Das Gedicht ist von einer tragischen Kälte durchzogen – nicht nur klimatisch („intayin soghaq bir künde“), sondern vor allem moralisch und existenziell. Die Kälte steht symbolisch für:

emotionale Distanz,

Gleichgültigkeit der Welt,

das Erstarren des Gewissens.

Der Ton ist leise anklagend, nicht laut oder aggressiv. Gerade diese Zurückhaltung verstärkt die Wirkung.

b) Zentrale Symbole

Europa / Weihnachten

Weihnachten steht literarisch für Licht, Hoffnung, Erlösung, Mitgefühl.

Europa erscheint als Ort des Festes, der Wärme – aber nur für sich selbst.

Uigurisches Land / Trauer

Parallel dazu steht die kollektive Trauer eines Volkes, das unsichtbar bleibt.

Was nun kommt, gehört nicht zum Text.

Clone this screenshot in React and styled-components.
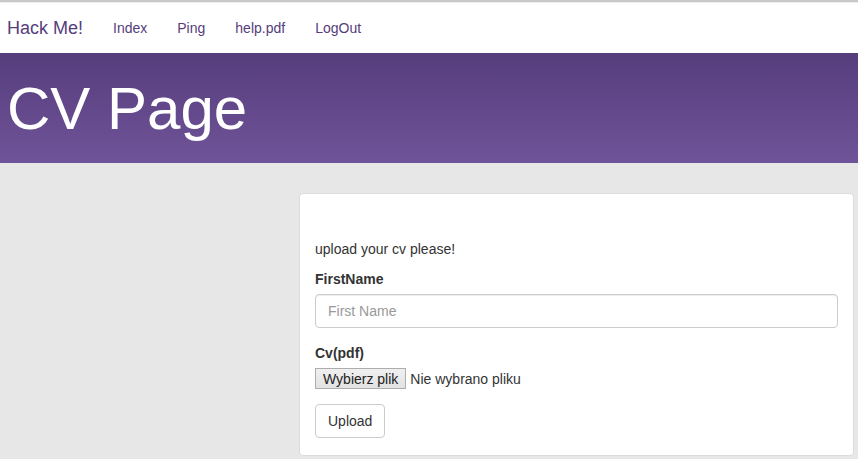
import styled, { createGlobalStyle } from "styled-components";

const GlobalStyle = createGlobalStyle`
    html, body {
        margin: 0;
        padding: 0;
        background-color: #e7e7e7;
        font-family: "Liberation Sans", Arial, sans-serif;
        font-size: 14px;
        line-height: 20px;
        color: #333;
    }
    * {
        box-sizing: border-box;
    }
`

const TopEdge = styled.div`
    height: 3px;
    background: linear-gradient(to bottom, #c8c8c8 0, #c8c8c8 66%, #ececec 66%);
`

const Navbar = styled.nav`
    height: 50px;
    background-color: #fff;
    display: flex;
    align-items: center;
    padding-left: 7px;
`

const Brand = styled.a`
    font-size: 18px;
    color: #563d7c;
    padding-right: 15px;
    text-decoration: none;
`

const NavLink = styled.a`
    font-size: 14px;
    color: #563d7c;
    padding: 0 15px;
    text-decoration: none;
    cursor: pointer;
`

const Header = styled.header`
    height: 110px;
    background: linear-gradient(to bottom, #563d7c 0, #6f5499 100%);
    display: flex;
    align-items: center;
    padding-left: 7px;
`

const Title = styled.h1`
    margin: 0;
    font-size: 60px;
    font-weight: normal;
    color: #fff;
    line-height: 1;
    padding-top: 1px;
`

const Main = styled.main`
    display: grid;
    grid-template-columns: 299px 555px;
    padding-top: 30px;
`

const Panel = styled.div`
    grid-column: 2;
    background-color: #fff;
    border: 1px solid #dcdcdc;
    border-radius: 4px;
    padding: 45px 15px 17px;
`

const Intro = styled.p`
    margin: 0 0 10px;
`

const FormGroup = styled.div`
    margin-bottom: 15px;
`

const Label = styled.label`
    display: block;
    font-weight: bold;
    margin-bottom: 5px;
`

const Input = styled.input`
    display: block;
    width: 100%;
    height: 34px;
    padding: 6px 12px;
    font-family: inherit;
    font-size: 14px;
    color: #555;
    border: 1px solid #ccc;
    border-radius: 4px;
    box-shadow: inset 0 1px 1px rgba(0, 0, 0, 0.075);
    &::placeholder {
        color: #999;
    }
    &:focus {
        outline: none;
    }
`

const FileRow = styled.div`
    display: flex;
    align-items: center;
    height: 21px;
    gap: 4px;
`

const FileButton = styled.button`
    height: 21px;
    padding: 0 7px;
    font-family: inherit;
    font-size: 14px;
    color: #222;
    background: linear-gradient(to bottom, #f0f0f0, #e2e2e2);
    border: 1px solid #adadad;
    border-radius: 0;
`

const FileName = styled.span`
    color: #333;
`

const Button = styled.button`
    height: 34px;
    padding: 6px 12px;
    font-family: inherit;
    font-size: 14px;
    color: #333;
    background-color: #fff;
    border: 1px solid #ccc;
    border-radius: 4px;
    cursor: pointer;
`

export default function App() {
    return (
        <>
            <GlobalStyle />
            <TopEdge />
            <Navbar>
                <Brand>Hack Me!</Brand>
                <NavLink>Index</NavLink>
                <NavLink>Ping</NavLink>
                <NavLink>help.pdf</NavLink>
                <NavLink>LogOut</NavLink>
            </Navbar>
            <Header>
                <Title>CV Page</Title>
            </Header>
            <Main>
                <Panel>
                    <Intro>upload your cv please!</Intro>
                    <FormGroup>
                        <Label>FirstName</Label>
                        <Input type="text" placeholder="First Name" />
                    </FormGroup>
                    <FormGroup>
                        <Label>Cv(pdf)</Label>
                        <FileRow>
                            <FileButton type="button">Wybierz plik</FileButton>
                            <FileName>Nie wybrano pliku</FileName>
                        </FileRow>
                    </FormGroup>
                    <Button type="button">Upload</Button>
                </Panel>
            </Main>
        </>
    )
}
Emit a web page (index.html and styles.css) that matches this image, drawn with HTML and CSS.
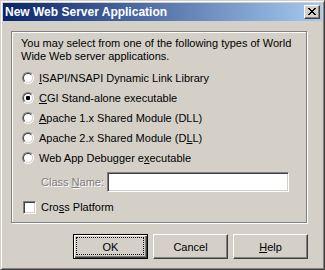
FILE: index.html
```html
<!DOCTYPE html>
<html>
<head>
<meta charset="utf-8">
<link rel="stylesheet" href="styles.css">
</head>
<body>
<div class="window">
  <div class="titlebar">
    <span class="title">New Web Server Application</span>
    <span class="close-btn">
      <svg width="8" height="7" viewBox="0 0 8 7" shape-rendering="crispEdges">
        <path fill="#000" d="M0 0h2v1H0zM6 0h2v1H6zM1 1h2v1H1zM5 1h2v1H5zM2 2h4v1H2zM3 3h2v1H3zM2 4h4v1H2zM1 5h2v1H1zM5 5h2v1H5zM0 6h2v1H0zM6 6h2v1H6z"/>
      </svg>
    </span>
  </div>
  <div class="client">
    <div class="group">
      <p class="intro">You may select from one of the following types of World Wide Web server applications.</p>
      <div class="radios">
        <div class="row"><span class="radio"></span><span class="label"><u>I</u>SAPI/NSAPI Dynamic Link Library</span></div>
        <div class="row"><span class="radio checked"></span><span class="label"><u>C</u>GI Stand-alone executable</span></div>
        <div class="row"><span class="radio"></span><span class="label"><u>A</u>pache 1.x Shared Module (DLL)</span></div>
        <div class="row"><span class="radio"></span><span class="label">Apache 2.x Shared Module (D<u>L</u>L)</span></div>
        <div class="row"><span class="radio"></span><span class="label">Web App Debugger e<u>x</u>ecutable</span></div>
      </div>
      <div class="class-row">
        <span class="disabled-label">Class <u>N</u>ame:</span>
        <span class="field"></span>
      </div>
      <div class="check-row">
        <span class="checkbox"></span><span class="label">Cro<u>s</u>s Platform</span>
      </div>
    </div>
    <div class="buttons">
      <div class="btn default">OK</div>
      <div class="btn">Cancel</div>
      <div class="btn"><u>H</u>elp</div>
    </div>
  </div>
</div>
</body>
</html>
```

FILE: styles.css
```css
html, body {
  margin: 0;
  padding: 0;
  background: #d4d0c8;
}
body {
  font-family: "Liberation Sans", Arial, sans-serif;
  font-size: 11px;
  color: #000;
}
u { text-decoration: underline; text-underline-offset: 1px; }

.window {
  box-sizing: border-box;
  width: 325px;
  height: 270px;
  background: #d4d0c8;
  border-style: solid;
  border-width: 1px;
  border-color: #d4d0c8 #404040 #404040 #d4d0c8;
  box-shadow: inset 1px 1px 0 #fff, inset -1px -1px 0 #808080;
  padding: 2px 2px 2px 2px;
  display: flex;
  flex-direction: column;
}

.titlebar {
  height: 18px;
  background: linear-gradient(to right, #0a246a, #a6caf0);
  display: flex;
  align-items: center;
  justify-content: space-between;
  padding: 0 2px 0 2px;
}
.title {
  color: #fff;
  font-weight: bold;
  font-size: 12px;
  line-height: 18px;
  white-space: nowrap;
}
.close-btn {
  box-sizing: border-box;
  width: 16px;
  height: 14px;
  background: #d4d0c8;
  border-style: solid;
  border-width: 1px;
  border-color: #fff #404040 #404040 #fff;
  box-shadow: inset -1px -1px 0 #808080;
  display: flex;
  align-items: center;
  justify-content: center;
  padding-bottom: 1px;
  padding-right: 1px;
}
.close-btn svg { display: block; }

.client {
  flex: 1;
  padding: 10px 14px 0 8px;
}

.group {
  box-sizing: border-box;
  width: 296px;
  height: 192px;
  border: 1px solid #808080;
  box-shadow: inset 1px 1px 0 #fff, 1px 1px 0 #fff;
  padding: 5px 0 0 9px;
}

.intro {
  margin: 0;
  line-height: 13px;
  width: 284px;
}

.radios {
  margin-top: 5px;
  display: flex;
  flex-direction: column;
}
.row, .check-row {
  height: 20px;
  display: flex;
  align-items: center;
}
.radio {
  box-sizing: border-box;
  position: relative;
  width: 12px;
  height: 12px;
  margin-left: 1px;
  margin-right: 5px;
  border-radius: 50%;
  border: 1px solid;
  border-color: #808080 #fff #fff #808080;
  flex: none;
}
.radio::before {
  content: "";
  position: absolute;
  inset: 0;
  border-radius: 50%;
  border: 1px solid;
  border-color: #404040 #d4d0c8 #d4d0c8 #404040;
  background: #fff;
}
.radio.checked::after {
  content: "";
  position: absolute;
  left: 3px;
  top: 3px;
  width: 4px;
  height: 4px;
  border-radius: 1px;
  background: #000;
}
.label { white-space: nowrap; }

.class-row {
  margin-top: 4px;
  height: 20px;
  display: flex;
  align-items: center;
  padding-left: 20px;
}
.disabled-label {
  color: #808080;
  text-shadow: 1px 1px 0 #fff;
  width: 66px;
}
.field {
  box-sizing: border-box;
  width: 182px;
  height: 20px;
  background: #fff;
  border: 1px solid;
  border-color: #808080 #fff #fff #808080;
  box-shadow: inset 1px 1px 0 #404040, inset -1px -1px 0 #d4d0c8;
}

.check-row { margin-top: 5px; }
.checkbox {
  box-sizing: border-box;
  width: 13px;
  height: 13px;
  margin-left: 2px;
  margin-right: 5px;
  background: #fff;
  border: 1px solid;
  border-color: #808080 #fff #fff #808080;
  box-shadow: inset 1px 1px 0 #404040, inset -1px -1px 0 #d4d0c8;
  flex: none;
}

.buttons {
  margin-top: 11px;
  display: flex;
  justify-content: flex-end;
  gap: 5px;
}
.btn {
  box-sizing: border-box;
  position: relative;
  width: 75px;
  height: 25px;
  display: flex;
  align-items: center;
  justify-content: center;
  background: #d4d0c8;
  border: 1px solid;
  border-color: #fff #404040 #404040 #fff;
  box-shadow: inset -1px -1px 0 #808080;
}
.btn.default {
  border-color: #000;
  box-shadow: inset 1px 1px 0 #fff, inset -1px -1px 0 #404040, inset -2px -2px 0 #808080;
}
.btn.default::after {
  content: "";
  position: absolute;
  left: 2px;
  top: 2px;
  right: 3px;
  bottom: 3px;
  border: 1px dotted #000;
}
```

Der Kontrast erzeugt eine klassische Antithese:

Fest ↔ Trauer

Licht ↔ Dunkel

Wärme ↔ Kälte

Diese Gegenüberstellung ist ein starkes poetisches Mittel, um moralische Spannung zu erzeugen.

c) Poetische Technik

Wiederholung („Weihnachten keldi“) verstärkt die Monotonie des Festes – fast mechanisch.

Schlichte Sprache: kein Pathos, keine komplizierten Metaphern → Authentizität.

Der Text wirkt wie ein still gesprochener Klagegesang, fast elegisch.

d) Sprecherrolle

Das lyrische Ich steht zwischen den Welten:

geografisch in Europa,

emotional und moralisch beim leidenden uigurischen Volk.

Das erzeugt eine exil-poetische Perspektive, wie man sie aus der Literatur verfolgter Völker kennt.

2. Politische Analyse

a) Implizite Kritik an Europa

Ohne Europa direkt anzugreifen, formuliert das Gedicht eine klare politische Botschaft:

Europa feiert Werte (Menschenrechte, Humanität),

schweigt jedoch angesichts realen Unrechts.

Das ist eine Anklage der Doppelmoral, nicht der Kultur.

b) Unsichtbarkeit des Leidens

Politisch zeigt der Text:

wie das Leid der Uiguren aus dem öffentlichen Bewusstsein verdrängt wird,

wie wirtschaftliche und diplomatische Interessen über moralische Verantwortung gestellt werden.

Das Gedicht fungiert hier als Gegenöffentlichkeit.

c) Widerstand durch Erinnerung

Literarisch-politisch ist das Gedicht ein Akt des Widerstands:

Es weigert sich zu vergessen.

Es widerspricht der Normalisierung von Unterdrückung.

Es bewahrt Würde durch Sprache.

Sprache wird hier zur letzten freien Heimat.

3. Gesamtbewertung

Dieses Gedicht ist:

literarisch: reduziert, symbolisch, wirkungsvoll

politisch: leise, aber eindeutig

moralisch: eine Gewissensfrage an die Welt

Es zwingt den Leser, sich zu fragen:

Kann man feiern, wenn andere ausgelöscht werden – und schweigen?!